The province isn’t projecting a return to a balanced budget until the 2030-31 fiscal year, saying it will reduce the deficit by a couple hundred million dollars each year until then. Last year’s budget documents only projected four years ahead, predicting surplus books all the way from 2025-26 through to 2028-29.
Reiter pointed to $60 billion in private investment that’s set to come into the province, which he said is going to do significant things for Saskatchewan’s economy.
The province’s gross debt is expected to rise to $43.5 billion, a $5.2 billion increase. Taxpayer-supported debt is rising by $3.3 billion, and self-supported debt is expected to rise by $1.8 billion. Financing charges for the province are expected to hit $1.2 billion.
“Ideally, you’d like to have very minimal debt and not in a deficit position, but it’s not a perfect world, but we are very well positioned,” Reiter said.
“Put it this way: I wouldn’t want to trade this seat with any of the other finance ministers in the country.”
The NDP, meanwhile, is calling it a “bad news budget,” pointing to what leader Carla Beck called a lack of affordability measures and an increasing debt.

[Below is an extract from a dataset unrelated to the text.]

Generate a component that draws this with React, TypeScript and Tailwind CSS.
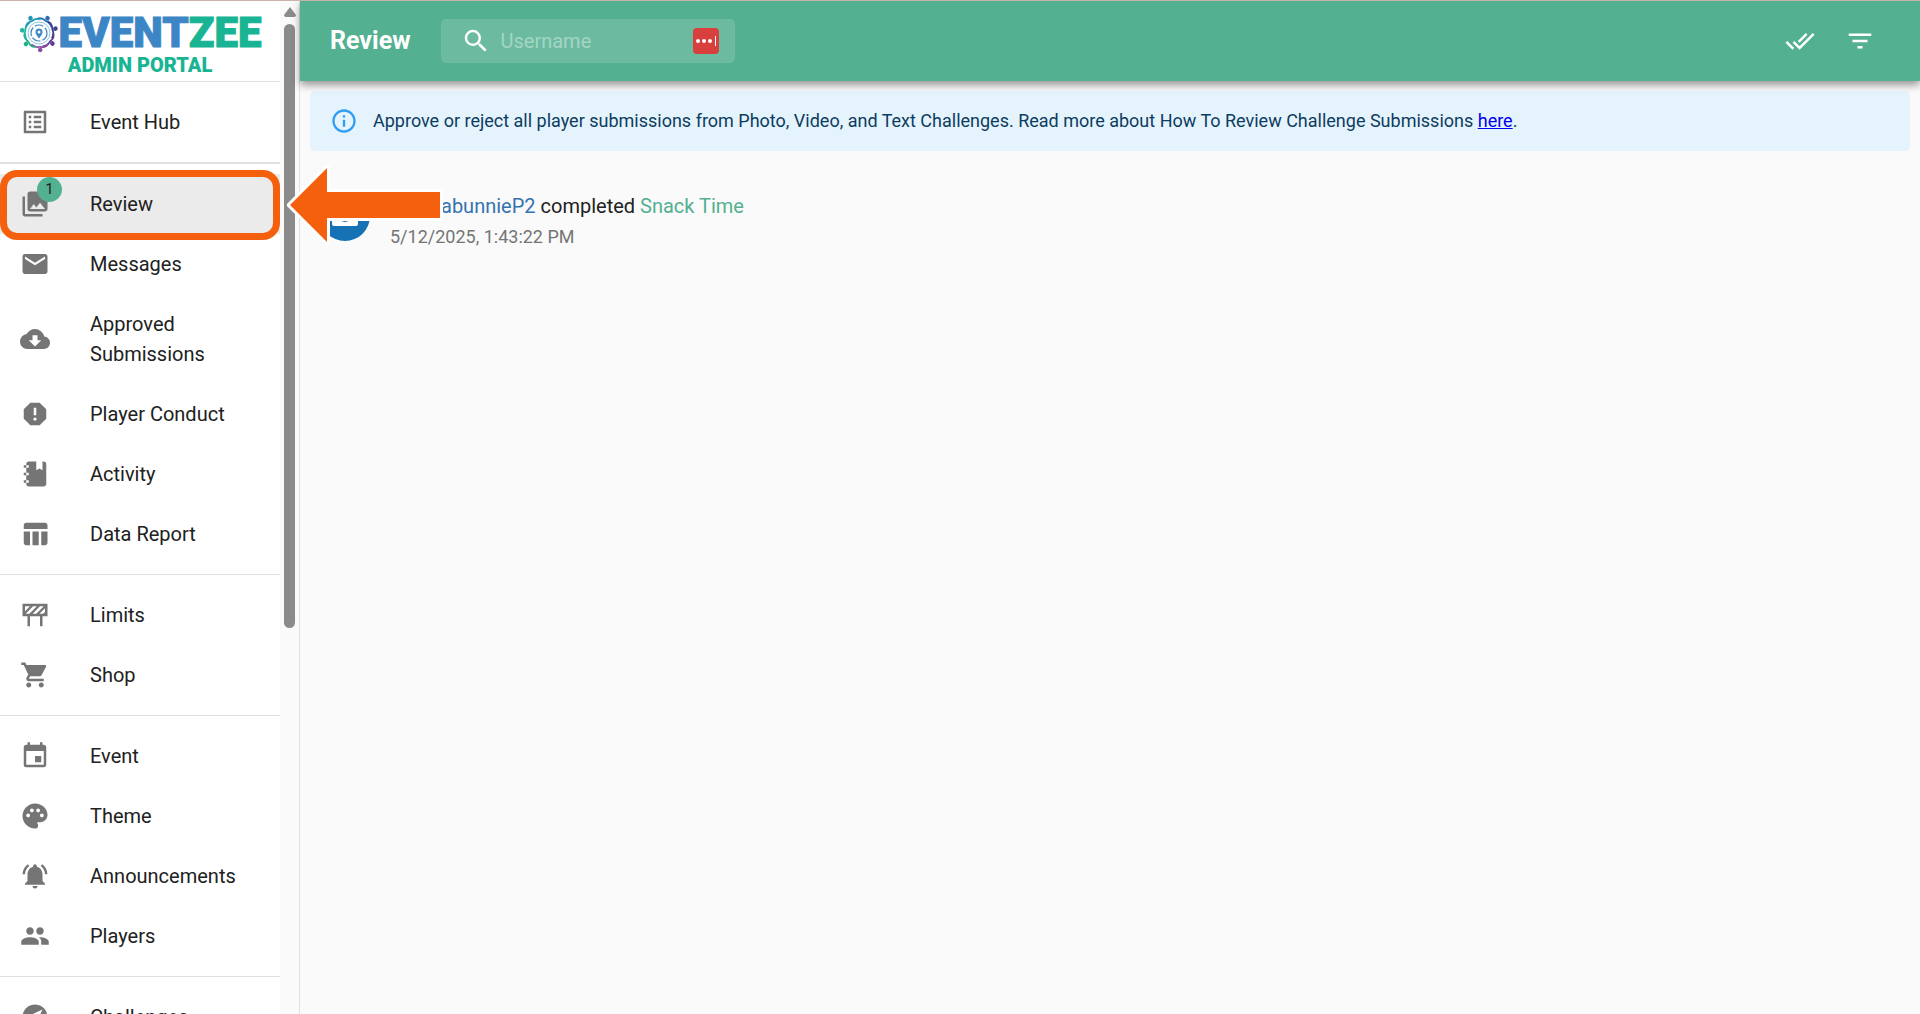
import { Fragment } from "react";
import type { ReactNode } from "react";
import {
  MdCloudDownload,
  MdCollections,
  MdDoneAll,
  MdEmail,
  MdEvent,
  MdExplore,
  MdFilterList,
  MdInfoOutline,
  MdListAlt,
  MdNotificationsActive,
  MdPalette,
  MdPeople,
  MdReport,
  MdSearch,
  MdShoppingCart,
  MdTableChart,
} from "react-icons/md";

type NavItem = {
  label: string;
  icon: ReactNode;
  badge?: number;
  active?: boolean;
};

function NotebookIcon() {
  return (
    <svg viewBox="0 0 24 24" width="30" height="30" fill="currentColor">
      <path d="M3,7V5H5V4C5,2.89 5.9,2 7,2H13V9L15.5,7.5L18,9V2H19C20.05,2 21,2.95 21,4V20C21,21.05 20.05,22 19,22H7C5.95,22 5,21.05 5,20V19H3V17H5V13H3V11H5V7H3M7,11H5V13H7V11M7,7V5H5V7H7M7,19V17H5V19H7Z" />
    </svg>
  );
}

function BarrierIcon() {
  return (
    <svg viewBox="0 0 24 24" width="30" height="30" fill="currentColor">
      <path
        fillRule="evenodd"
        d="M2,3H22V13H18V21H16V13H8V21H6V13H2ZM4,5V9L8,5ZM10.5,5L4.5,11H7.5L13.5,5ZM16,5L10,11H13L19,5ZM20,6.5L15.5,11H18.5L20,9.5Z"
      />
    </svg>
  );
}

function Emblem() {
  const people = [
    { angle: -60, color: "#2c6db5" },
    { angle: -15, color: "#3b3f92" },
    { angle: 38, color: "#5d3c98" },
    { angle: 86, color: "#8d4aa4" },
    { angle: 140, color: "#23b184" },
    { angle: 189, color: "#20b6a0" },
    { angle: 240, color: "#2497b6" },
  ];
  return (
    <svg viewBox="-20 -20 40 40" width="40" height="40" fill="none">
      {people.map(({ angle, color }) => (
        <g key={angle} transform={`rotate(${angle})`}>
          <circle cx="17" cy="0" r="2.3" fill={color} />
          <path
            d="M11.5,-8.5Q15.5,-6 13.8,0Q15,4 11,8.5"
            stroke={color}
            strokeWidth="1.8"
          />
        </g>
      ))}
      <circle r="11" fill="#fff" stroke="#8fc3e6" strokeWidth="1" />
      <circle r="8" stroke="#3d86c6" strokeWidth="1.2" strokeDasharray="9 2" />
      <path
        d="M0,5.5C-2,2.5 -3.5,1 -3.5,-1A3.5,3.5 0 1 1 3.5,-1C3.5,1 2,2.5 0,5.5Z"
        fill="#3d86c6"
      />
      <circle cy="-1" r="1.5" fill="#fff" />
    </svg>
  );
}

const sections: NavItem[][] = [
  [{ label: "Event Hub", icon: <MdListAlt size={30} /> }],
  [
    { label: "Review", icon: <MdCollections size={30} />, badge: 1, active: true },
    { label: "Messages", icon: <MdEmail size={30} /> },
    { label: "Approved Submissions", icon: <MdCloudDownload size={30} /> },
    { label: "Player Conduct", icon: <MdReport size={30} /> },
    { label: "Activity", icon: <NotebookIcon /> },
    { label: "Data Report", icon: <MdTableChart size={30} /> },
  ],
  [
    { label: "Limits", icon: <BarrierIcon /> },
    { label: "Shop", icon: <MdShoppingCart size={30} /> },
  ],
  [
    { label: "Event", icon: <MdEvent size={30} /> },
    { label: "Theme", icon: <MdPalette size={30} /> },
    { label: "Announcements", icon: <MdNotificationsActive size={30} /> },
    { label: "Players", icon: <MdPeople size={30} /> },
  ],
  [{ label: "Challenges", icon: <MdExplore size={30} /> }],
];

function NavRow({ item }: { item: NavItem }) {
  return (
    <li className="relative">
      <a
        href="#"
        className={
          item.active
            ? "flex items-center bg-[#ebebeb] py-[15px] pl-5 pr-5"
            : "flex items-center py-[15px] pl-5 pr-5"
        }
      >
        <span className="relative mr-10 shrink-0 text-[#757575]">
          {item.icon}
          {item.badge && (
            <span className="absolute -right-3 -top-3 flex h-[25px] w-[25px] items-center justify-center rounded-full bg-[#53b091] text-[15px] text-[#212121]">
              {item.badge}
            </span>
          )}
        </span>
        <span className="text-xl leading-[30px]">{item.label}</span>
      </a>
      {item.active && (
        <span className="pointer-events-none absolute inset-x-0 -bottom-1.5 -top-1 rounded-[17px] border-7 border-[#f5600f]" />
      )}
    </li>
  );
}

function Sidebar() {
  return (
    <aside className="flex w-[300px] shrink-0 overflow-hidden border-r border-[#e0e0e0] bg-[#fafafa]">
      <div className="w-[280px] shrink-0 bg-white">
        <div className="flex h-20 flex-col items-center pt-3">
          <div className="flex h-10 items-center">
            <Emblem />
            <span className="text-[42px] font-black leading-10 text-[#3d86c6] [-webkit-text-stroke:1px]">
              EVENT<span className="text-[#18b493]">ZEE</span>
            </span>
          </div>
          <span className="text-xl font-black leading-6 text-[#18b493]">
            ADMIN PORTAL
          </span>
        </div>
        <nav>
          {sections.map((items, i) => (
            <Fragment key={items[0].label}>
              <hr
                className={
                  i === 1
                    ? "border-t-2 border-[#e0e0e0]"
                    : "border-t border-[#e0e0e0]"
                }
              />
              <ul className="py-2.5">
                {items.map((item) => (
                  <NavRow key={item.label} item={item} />
                ))}
              </ul>
            </Fragment>
          ))}
        </nav>
      </div>
      <div className="flex flex-1 flex-col items-center pt-1.5">
        <svg viewBox="0 0 12 10" width="12" height="10" fill="#8b8b8b">
          <path d="M6,0L12,8Q12,10 10,10H2Q0,10 0,8Z" />
        </svg>
        <div className="mt-[7px] h-3/5 w-[11px] rounded-full bg-[#8b8b8b]" />
      </div>
    </aside>
  );
}

function Header() {
  return (
    <header className="z-10 flex h-20 shrink-0 items-center bg-[#53b091] px-[30px] text-white shadow-[0_4px_8px_rgba(0,0,0,0.4)]">
      <h1 className="text-[25px] font-bold">Review</h1>
      <label className="ml-[30px] flex h-11 w-[294px] items-center rounded-[5px] bg-white/15 pl-5 pr-4">
        <MdSearch size={30} />
        <input
          type="text"
          aria-label="Username"
          placeholder="Username"
          className="ml-2.5 min-w-0 flex-1 bg-transparent text-xl outline-none placeholder:text-white/40"
        />
        <svg viewBox="0 0 26 26" width="26" height="26" fill="#fff">
          <rect width="26" height="26" rx="4" fill="#d93f3c" />
          <circle cx="5" cy="13" r="2" />
          <circle cx="11" cy="13" r="2" />
          <circle cx="17" cy="13" r="2" />
          <rect x="22" y="8" width="1" height="10" />
        </svg>
      </label>
      <div className="ml-auto flex">
        <button type="button" aria-label="Approve all" className="p-[15px]">
          <MdDoneAll size={30} />
        </button>
        <button type="button" aria-label="Filter" className="p-[15px]">
          <MdFilterList size={30} />
        </button>
      </div>
    </header>
  );
}

function Submission() {
  return (
    <article className="relative mt-10 flex items-start px-2.5">
      <svg viewBox="0 0 50 50" width="50" height="50">
        <circle cx="25" cy="25" r="25" fill="#1672b5" />
        <rect x="12" y="14" width="26" height="21" rx="2" fill="#fff" />
        <circle cx="25" cy="25" r="6" fill="#1672b5" />
      </svg>
      <div className="ml-5">
        <p className="pl-[51px] text-xl leading-[30px]">
          <a href="#" className="text-[#3572b0]">
            abunnieP2
          </a>{" "}
          completed{" "}
          <a href="#" className="text-[#53b091]">
            Snack Time
          </a>
        </p>
        <p className="text-lg leading-8 text-[#757575]">
          5/12/2025, 1:43:22 PM
        </p>
      </div>
      {/* pointer towards the active nav item */}
      <svg
        viewBox="0 0 160 84"
        width="160"
        height="84"
        className="absolute -left-[25px] -top-7"
      >
        <path
          d="M5,42L42,5V29H155V55H42V79Z"
          fill="#f5600f"
          stroke="#fff"
          strokeWidth="6"
          strokeLinejoin="round"
          paintOrder="stroke"
        />
      </svg>
    </article>
  );
}

export default function App() {
  return (
    <div className="flex h-screen overflow-hidden border-t border-[#c9b1ad] bg-[#fafafa] font-['Roboto',sans-serif] text-[#212121]">
      <Sidebar />
      <div className="flex min-w-0 flex-1 flex-col">
        <Header />
        <main className="p-2.5">
          <div className="flex items-center rounded-[5px] bg-[#e5f3fd] px-5 py-[15px] text-[#0d3c61]">
            <MdInfoOutline size={28} className="text-[#2f9df4]" />
            <p className="ml-[15px] text-lg leading-[30px]">
              Approve or reject all player submissions from Photo, Video, and
              Text Challenges. Read more about How To Review Challenge
              Submissions{" "}
              <a href="#" className="text-[#0000ee] underline">
                here
              </a>
              .
            </p>
          </div>
          <Submission />
        </main>
      </div>
    </div>
  );
}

“We see a premier who is content to continue making the people of this province pay for his own fiscal mismanagement,” said Beck.
She said the debt servicing costs alone are three times what the province has budgeted for community safety. Beck said the Sask. Party government seems incapable of properly managing the province’s finances.
“They’ve been in power for 20 years now. If they were going to figure this out, maybe they would have done it by now,” said Beck.
“I don’t accept (Reiter’s) excuses. They’ve piled on debt in good years and in bad years, and still managed to take us from first to last in health care, still managed to take us to the bottom of the pack in per-student funding, still managed to not turn around increasing rates of crime, and the list goes on and on and on. You can spend a lot of money and get not necessarily get great results, and I think that this government is a prime example of that.”
Editor’s Note: This story has been updated to correct errors in the figures on Saskatchewan’s debt.